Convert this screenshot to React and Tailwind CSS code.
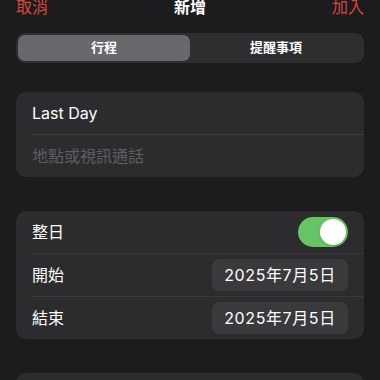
import React, { useState } from 'react';

const font = { fontFamily: 'Inter, "Noto Sans CJK TC", "Liberation Sans", sans-serif' };

function Toggle({ on, onChange }) {
  return (
    <button
      onClick={() => onChange(!on)}
      className={`w-[50px] h-[30px] rounded-full p-[2px] flex items-center ${on ? 'bg-[#65c466] justify-end' : 'bg-[#39393d] justify-start'}`}
    >
      <span className="block w-[26px] h-[26px] rounded-full bg-white shadow" />
    </button>
  );
}

function DatePill({ children }) {
  return (
    <div className="w-[136px] h-[32px] rounded-[7px] bg-[#3a3a3c] flex items-center justify-center text-[16px] text-white tracking-[0.6px]">
      {children}
    </div>
  );
}

export default function App() {
  const [tab, setTab] = useState(0);
  const [allDay, setAllDay] = useState(true);

  return (
    <div className="w-[380px] h-[380px] overflow-hidden bg-[#1c1c1e] px-4 text-white" style={font}>
      {/* Header */}
      <div className="flex items-center justify-between h-[13px] text-[16px]">
        <span className="text-[#d8453b]">取消</span>
        <span className="font-semibold">新增</span>
        <span className="text-[#d8453b]">加入</span>
      </div>

      {/* Segmented control */}
      <div className="mt-[20px] h-[30px] rounded-[9px] bg-[#2e2e31] p-[2px] grid grid-cols-2 text-[13px] font-semibold">
        {['行程', '提醒事項'].map((label, i) => (
          <button
            key={label}
            onClick={() => setTab(i)}
            className={`rounded-[7px] flex items-center justify-center ${tab === i ? 'bg-[#68686c]' : ''}`}
          >
            {label}
          </button>
        ))}
      </div>

      {/* Title / location */}
      <div className="mt-[29px] rounded-[10px] bg-[#2c2c2e] text-[16px]">
        <div className="h-[42px] flex items-center pl-4">Last Day</div>
        <div className="ml-4 border-t border-[#3a3a3c]" />
        <div className="h-[42px] flex items-center pl-4 text-[#5d5d61]">地點或視訊通話</div>
      </div>

      {/* Dates */}
      <div className="mt-[34px] rounded-[10px] bg-[#2c2c2e] text-[16px]">
        <div className="h-[42px] flex items-center justify-between pl-4 pr-4">
          <span>整日</span>
          <Toggle on={allDay} onChange={setAllDay} />
        </div>
        <div className="ml-4 border-t border-[#38383a]" />
        <div className="h-[42px] flex items-center justify-between pl-4 pr-4">
          <span>開始</span>
          <DatePill>2025年7月5日</DatePill>
        </div>
        <div className="ml-4 border-t border-[#38383a]" />
        <div className="h-[42px] flex items-center justify-between pl-4 pr-4">
          <span>結束</span>
          <DatePill>2025年7月5日</DatePill>
        </div>
      </div>

      <div className="mt-[34px] h-[80px] rounded-[10px] bg-[#2c2c2e]" />
    </div>
  );
}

····················

● STATED EXERCISE: The material above holds pictures; copy everything else in it exactly.

● FINISHED ANSWER:
Convert this screenshot to React and Tailwind CSS code.
import React, { useState } from 'react';

const font = { fontFamily: 'Inter, "Noto Sans CJK TC", "Liberation Sans", sans-serif' };

function Toggle({ on, onChange }) {
  return (
    <button
      onClick={() => onChange(!on)}
      className={`w-[50px] h-[30px] rounded-full p-[2px] flex items-center ${on ? 'bg-[#65c466] justify-end' : 'bg-[#39393d] justify-start'}`}
    >
      <span className="block w-[26px] h-[26px] rounded-full bg-white shadow" />
    </button>
  );
}

function DatePill({ children }) {
  return (
    <div className="w-[136px] h-[32px] rounded-[7px] bg-[#3a3a3c] flex items-center justify-center text-[16px] text-white tracking-[0.6px]">
      {children}
    </div>
  );
}

export default function App() {
  const [tab, setTab] = useState(0);
  const [allDay, setAllDay] = useState(true);

  return (
    <div className="w-[380px] h-[380px] overflow-hidden bg-[#1c1c1e] px-4 text-white" style={font}>
      {/* Header */}
      <div className="flex items-center justify-between h-[13px] text-[16px]">
        <span className="text-[#d8453b]">取消</span>
        <span className="font-semibold">新增</span>
        <span className="text-[#d8453b]">加入</span>
      </div>

      {/* Segmented control */}
      <div className="mt-[20px] h-[30px] rounded-[9px] bg-[#2e2e31] p-[2px] grid grid-cols-2 text-[13px] font-semibold">
        {['行程', '提醒事項'].map((label, i) => (
          <button
            key={label}
            onClick={() => setTab(i)}
            className={`rounded-[7px] flex items-center justify-center ${tab === i ? 'bg-[#68686c]' : ''}`}
          >
            {label}
          </button>
        ))}
      </div>

      {/* Title / location */}
      <div className="mt-[29px] rounded-[10px] bg-[#2c2c2e] text-[16px]">
        <div className="h-[42px] flex items-center pl-4">Last Day</div>
        <div className="ml-4 border-t border-[#3a3a3c]" />
        <div className="h-[42px] flex items-center pl-4 text-[#5d5d61]">地點或視訊通話</div>
      </div>

      {/* Dates */}
      <div className="mt-[34px] rounded-[10px] bg-[#2c2c2e] text-[16px]">
        <div className="h-[42px] flex items-center justify-between pl-4 pr-4">
          <span>整日</span>
          <Toggle on={allDay} onChange={setAllDay} />
        </div>
        <div className="ml-4 border-t border-[#38383a]" />
        <div className="h-[42px] flex items-center justify-between pl-4 pr-4">
          <span>開始</span>
          <DatePill>2025年7月5日</DatePill>
        </div>
        <div className="ml-4 border-t border-[#38383a]" />
        <div className="h-[42px] flex items-center justify-between pl-4 pr-4">
          <span>結束</span>
          <DatePill>2025年7月5日</DatePill>
        </div>
      </div>

      <div className="mt-[34px] h-[80px] rounded-[10px] bg-[#2c2c2e]" />
    </div>
  );
}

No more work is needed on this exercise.